Coach Cathy Wright-Eger called Lange, a freshman from Oak Harbor, Ohio, the women’s swimming team’s most talented incoming freshman.

"We’ve had athletes make Olympic Trials before, but usually they’ve made them once they got here. For her already to have that time standard put her in a whole different tier of recruiting," Wright-Eger said.

Lange said, "Now that I’ve qualified, it’s really exciting to tell that to people but people ask me, ‘So I’ll see you at the Olympics?’ I have another step to go through."

Although she had made the Olympic Trials, Lange was not a swimmer who had done the whole series of training.

She wasn’t familiar with the two—a—day practices, said Wright-Eger.

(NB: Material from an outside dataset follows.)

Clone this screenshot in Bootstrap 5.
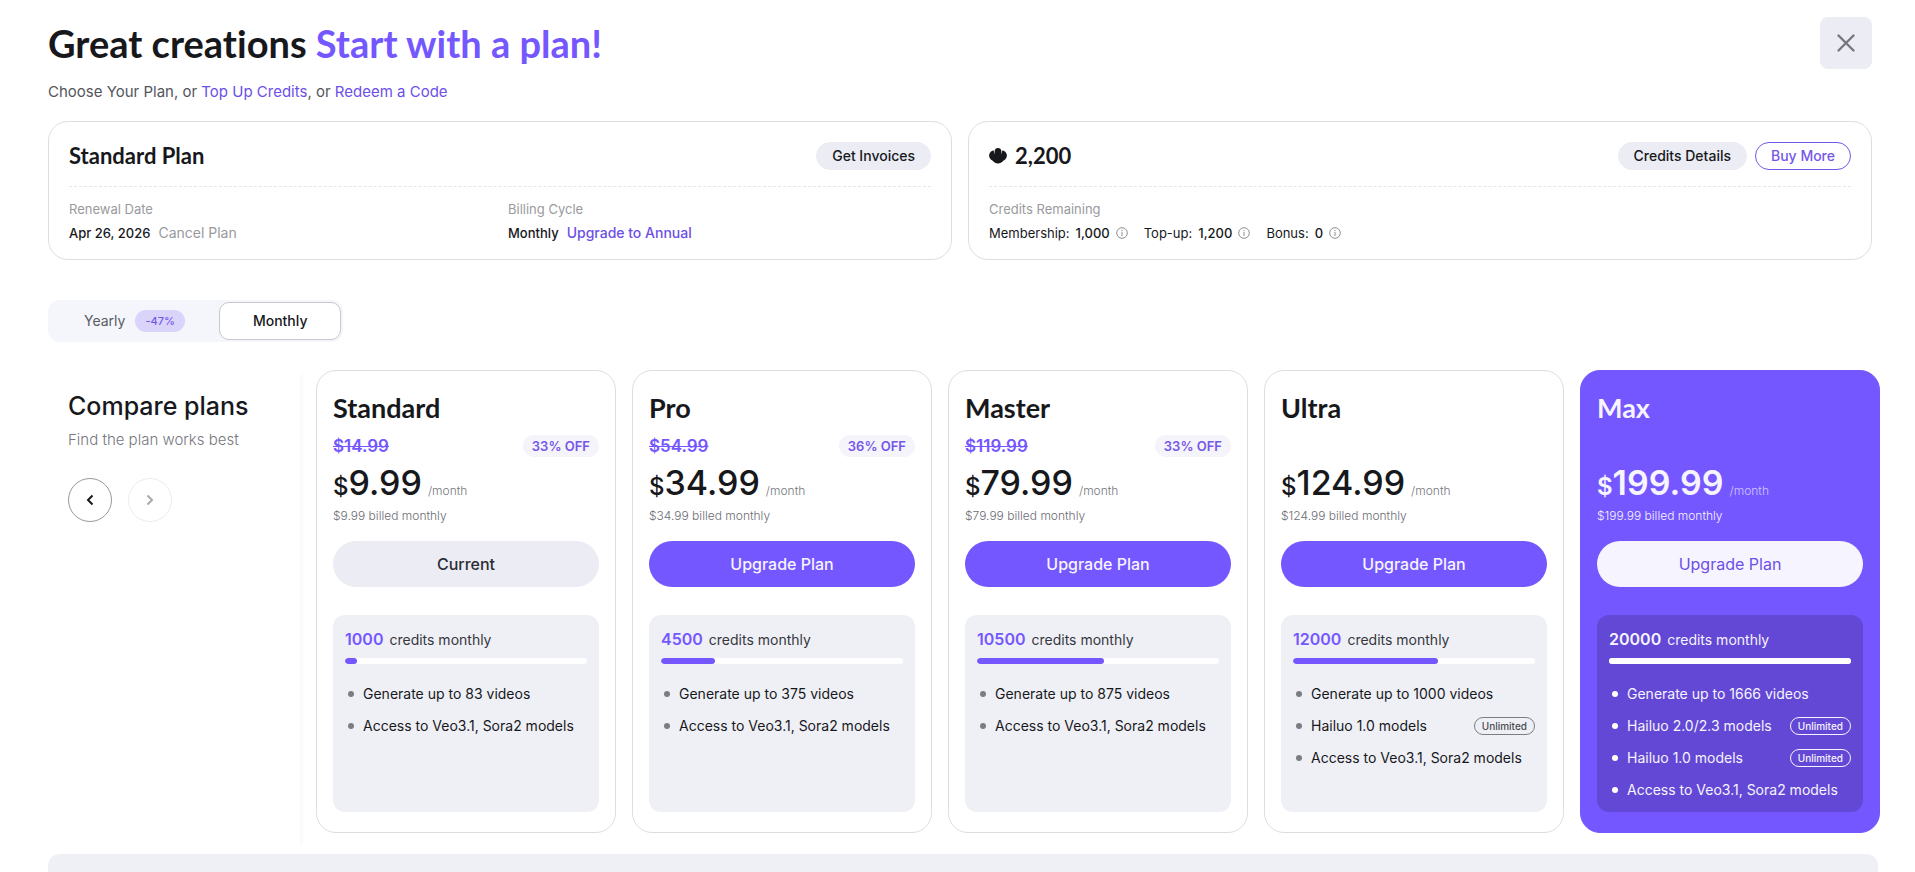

Lange was scared going away to college and almost went to a Division III school close to home. However, she fit in with the team as soon as she got to Purdue.

Wright-Eger contributed part of that to the rest of the freshman class that came in this year.

"It doesn’t bother me to be away from home anymore," said Lange. "It’s hard but I have so much support from the team, and I can talk to anyone so it’s great."

Lange and the rest of the Purdue women’s swim team (6-0, 4-0 Big Ten) will compete against 13th ranked Wisconsin, No. 14 Minnesota and Illinois this weekend in Minneapolis.

Lange has Purdue’s top 100-meter breaststroke time, the third—best 200-meter breaststroke and is fourth on the team in the 50-meter freestyle.

In the Big Ten, Lange is 14th in the conference, but Wright-Eger said that most of the times that were better than Lange's were due to the swimmers tapering and shaving before the meets.

"That means that they rested and got really pumped up for this one meet," said Wright-Eger. "Lindsay has not rested yet, so for her to be 14th and having a handful of these people ahead of her who had already shaved, that’s good. That is really nice."

Tapering is when a player rests before a meet in order to get their best time.

On a road trip this year, Lindsay said that she had a "pump-up tape." The song was called "You’re So Special." Wright-Eger called it Lange’s theme song.

The song showed her naïveté because it was a slow song, said Wright-Eger.

"It was not a rock 'n' roll song or a country song; it was almost like a children’s song," said Wright-Eger.

Lange and a friend of hers from home got the tape from her friend’s mother, and they listened to it.

"It was actually the stupidest thing we’ve ever heard," said Lange.

Then, last year at the state championships in Ohio, they played the song nonstop.

"I like it now," she said. "I make people listen to it. It makes me feel really good. If I’m in a bad mood, I listen to it."

Wright-Eger is treating this year as an adjustment year for Lange.

"I just want to make sure that I don’t push her beyond where she needs to be at this young part of her swimming career," she said. "We both said that after Big Tens and after her championship season, then we’ll turn the notch up a little bit."

Going into this weekend’s meet, Lange said that she was really excited.

"I’m going to go out and work my hardest, but the results could be good or bad," said Lange.